In Zukunft soll die Konsumentenstimmung häufiger erhoben und veröffentlicht werden. Im Verlauf der Jahrzehnte wurde die Erhebung schrittweise weiterentwickelt. Zum einen wurde die Stichprobengrösse mehrmals erhöht, um präzisere Resultate zu erhalten. Zum anderen wurde der Fragebogen punktuell erweitert. Beispielsweise wurden 2007 zusätzliche Fragen eingeführt, welche eine Angleichung des Schweizer Index der Konsumentenstimmung an jenen der EU-Länder ermöglichten. Ausserdem gewinnt das Internet für die Befragung an Bedeutung, auch weil viele Personen immer schwerer telefonisch erreichbar sind. Im Jahr 2023 testet das Seco, parallel zur bisherigen Erhebung, ein überarbeitetes Erhebungskonzept. Dieses sieht vor, dass nicht mehr quartalsweise und per Telefon befragt wird, sondern kontinuierlich online. Bei erfolgreichem Abschluss der Testphase werden erste Ergebnisse in Monatsfrequenz voraussichtlich Anfang 2024 zur Verfügung stehen. Nach 50 Jahren steht damit eine wichtige Neuerung bevor. Oberstes Ziel ist dabei, die Informationsgrundlage für die Beurteilung der Konjunkturlage zu verbessern.

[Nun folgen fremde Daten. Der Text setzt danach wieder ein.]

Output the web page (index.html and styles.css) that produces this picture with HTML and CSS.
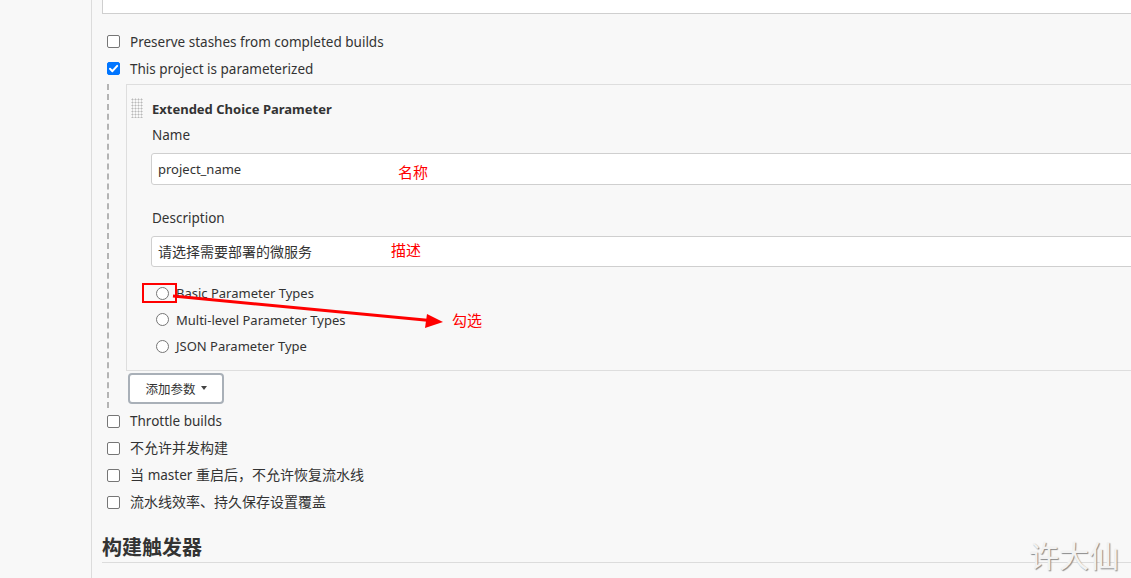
FILE: index.html
```html
<!DOCTYPE html>
<html lang="zh">
<head>
<meta charset="utf-8">
<title>Jenkins 配置</title>
<link rel="stylesheet" href="styles.css">
</head>
<body>
<div class="page">
  <aside class="side"></aside>
  <main class="main">
    <div class="top-box"></div>

    <div class="cb-row first">
      <span class="cb"></span>
      <span class="cb-label">Preserve stashes from completed builds</span>
    </div>
    <div class="cb-row">
      <span class="cb checked">
        <svg viewBox="0 0 13 13" width="13" height="13"><path d="M3 6.8 L5.4 9.2 L10.2 3.9" fill="none" stroke="#fff" stroke-width="2" stroke-linecap="round" stroke-linejoin="round"/></svg>
      </span>
      <span class="cb-label">This project is parameterized</span>
    </div>

    <div class="param-area">
      <div class="panel">
        <div class="handle"></div>
        <div class="panel-body">
          <div class="panel-title">Extended Choice Parameter</div>
          <div class="field-label">Name</div>
          <div class="text-input">project_name</div>
          <div class="field-label desc">Description</div>
          <div class="text-input short zh">请选择需要部署的微服务</div>
          <div class="radios">
            <div class="radio-row"><span class="radio"></span><span class="radio-label">Basic Parameter Types</span></div>
            <div class="radio-row"><span class="radio"></span><span class="radio-label">Multi-level Parameter Types</span></div>
            <div class="radio-row"><span class="radio"></span><span class="radio-label">JSON Parameter Type</span></div>
          </div>
        </div>
      </div>
      <button class="add-btn">添加参数 <span class="caret"></span></button>
    </div>

    <div class="cb-row">
      <span class="cb"></span>
      <span class="cb-label">Throttle builds</span>
    </div>
    <div class="cb-row">
      <span class="cb"></span>
      <span class="cb-label zh">不允许并发构建</span>
    </div>
    <div class="cb-row">
      <span class="cb"></span>
      <span class="cb-label zh">当 <span class="lat">master</span> 重启后，不允许恢复流水线</span>
    </div>
    <div class="cb-row">
      <span class="cb"></span>
      <span class="cb-label zh">流水线效率、持久保存设置覆盖</span>
    </div>

    <h2 class="section-title">构建触发器</h2>
  </main>
</div>

<div class="note note-name">名称</div>
<div class="note note-desc">描述</div>
<div class="note note-check">勾选</div>
<div class="mark-box"></div>
<svg class="arrow" width="274" height="40" viewBox="0 0 274 40">
  <line x1="1" y1="6" x2="258" y2="30.5" stroke="#ff0000" stroke-width="3"/>
  <polygon points="271,32 255,24 253,38" fill="#ff0000"/>
</svg>
<div class="watermark">许大仙</div>
</body>
</html>
```

FILE: styles.css
```css
html, body {
  margin: 0;
  padding: 0;
}
body {
  background: #f8f8f8;
  font-family: "Noto Sans", "Noto Sans CJK SC", sans-serif;
  font-size: 13.5px;
  color: #333;
  overflow: hidden;
  width: 1131px;
  height: 578px;
  position: relative;
}
.page {
  display: flex;
  align-items: stretch;
  min-height: 578px;
}
.side {
  width: 91px;
  flex: none;
  border-right: 1px solid #dcdcdc;
}
.main {
  flex: none;
  width: 1200px;
  padding-left: 10px;
}
.top-box {
  height: 14px;
  background: #fff;
  border: 1px solid #cfcfcf;
  border-top: none;
  box-sizing: border-box;
}
.cb-row {
  display: flex;
  align-items: center;
  height: 27px;
  padding-left: 5px;
}
.cb-row.first {
  margin-top: 14px;
}
.cb {
  width: 13px;
  height: 13px;
  box-sizing: border-box;
  border: 1px solid #767676;
  border-radius: 2px;
  background: #fff;
  flex: none;
  display: flex;
}
.cb.checked {
  background: #0075ff;
  border-color: #0075ff;
}
.cb.checked svg {
  margin: -1px;
}
.cb-label {
  margin-left: 10px;
  line-height: 20px;
  white-space: nowrap;
}
.zh {
  font-size: 14px;
}
.lat {
  font-size: 13.5px;
}
.param-area {
  margin-left: 5px;
  border-left: 2px dashed #b4b4b4;
  padding-left: 17px;
  margin-top: 2px;
  padding-bottom: 4px;
}
.panel {
  display: flex;
  border: 1px solid #dedede;
  background: #f8f8f8;
  padding: 13px 0 10px 4px;
}
.handle {
  width: 12px;
  height: 20px;
  flex: none;
  background-image: radial-gradient(circle, #b9b9b9 0.9px, transparent 1.1px);
  background-size: 3px 3px;
  margin-right: 9px;
}
.panel-body {
  flex: 1;
}
.panel-title {
  font-weight: bold;
  font-size: 13px;
  line-height: 20px;
  margin-top: 1px;
}
.field-label {
  line-height: 20px;
  margin-top: 6px;
}
.field-label.desc {
  margin-top: 23px;
}
.text-input {
  margin-top: 8px;
  height: 32px;
  box-sizing: border-box;
  background: #fff;
  border: 1px solid #cfcfcf;
  border-radius: 3px;
  padding-left: 6px;
  line-height: 30px;
  font-size: 13px;
  color: #333;
  margin-left: -1px;
  white-space: nowrap;
}
.text-input.short {
  height: 31px;
  line-height: 29px;
}
.text-input.zh {
  font-size: 14px;
}
.radios {
  margin-top: 13px;
}
.radio-row {
  display: flex;
  align-items: center;
  height: 26.5px;
  padding-left: 4px;
}
.radio {
  width: 13px;
  height: 13px;
  box-sizing: border-box;
  border: 1px solid #767676;
  border-radius: 50%;
  background: #fff;
  flex: none;
}
.radio-label {
  margin-left: 7px;
  font-size: 13px;
  white-space: nowrap;
}
.add-btn {
  margin: 2px 0 0 2px;
  width: 96px;
  height: 31px;
  background: #fff;
  border: 2px solid #a9b0b8;
  border-radius: 4px;
  font-family: "Noto Sans CJK SC", sans-serif;
  font-size: 12.5px;
  color: #333;
  padding: 0;
  display: flex;
  align-items: center;
  justify-content: center;
}
.caret {
  display: inline-block;
  width: 0;
  height: 0;
  border-left: 3.5px solid transparent;
  border-right: 3.5px solid transparent;
  border-top: 4px solid #444;
  margin-left: 5px;
}
.section-title {
  margin: 18px 0 0 0;
  font-size: 20px;
  line-height: 28px;
  font-weight: bold;
  color: #333;
  border-bottom: 1px solid #dcdcdc;
}
.note {
  position: absolute;
  color: #ff0000;
  font-family: "Noto Sans CJK SC", sans-serif;
  font-size: 15px;
  line-height: 20px;
}
.note-name { left: 398px; top: 162px; }
.note-desc { left: 391px; top: 240px; }
.note-check { left: 452px; top: 310px; }
.mark-box {
  position: absolute;
  left: 142px;
  top: 283px;
  width: 35px;
  height: 20px;
  box-sizing: border-box;
  border: 2px solid #ff0000;
}
.arrow {
  position: absolute;
  left: 172px;
  top: 290px;
}
.watermark {
  position: absolute;
  left: 1029px;
  top: 534px;
  font-family: "Noto Sans CJK SC", sans-serif;
  font-size: 30px;
  line-height: 40px;
  color: #f2f2f2;
  text-shadow: 1px 1px 1px #8a8a8a;
}
```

  1. Bundesamt für Statistik (BFS). []

Zitiervorschlag: Felicitas Kemeny, Simon Widmer (2022). Neuerungen zum 50. Geburtstag der Konsumentenstimmung. Die Volkswirtschaft, 06. Dezember.

Die Schweizer Konsumentenstimmung

Der Index der Konsumentenstimmung zählt zu den ältesten Schweizer Konjunkturindikatoren. Im Unterschied zu vielen anderen Umfragen adressiert er die privaten Haushalte. Er wird seit 1972 erhoben, zunächst vom damaligen Institut für Wirtschaftsforschung, der heutigen Konjunkturforschungsstelle (KOF) der ETH Zürich. Mit der Neuorganisation der Konjunkturbeobachtung wurde die Umfrage im Jahr 1980 dem Bundesamt für Konjunkturfragen übertragen, heute nimmt das Seco diese Aufgabe wahr. Folgende Teilindizes werden – analog zum Vorgehen in der Europäischen Union (EU) – zur Berechnung verwendet: erwartete Wirtschaftsentwicklung, finanzielle Lage in den vergangenen zwölf Monaten, erwartete finanzielle Lage in den kommenden zwölf Monaten, guter beziehungsweise schlechter Zeitpunkt für grössere Anschaffungen. Jeder Teilindex basiert auf einer entsprechenden Frage im Rahmen der Umfrage. Daneben werden Einschätzungen zu weiteren Aspekten der wirtschaftlichen Entwicklung erhoben, insbesondere zu den Preisen und zum Arbeitsmarkt. Derzeit findet die Erhebung quartalsweise statt, im Jahr 2023 wird parallel zur bestehenden Erhebung ein neues Konzept getestet. Die aktuelle Zeitreihe wird somit bis zum Abschluss der Testphase weitergeführt und auf der Website des Seco veröffentlicht.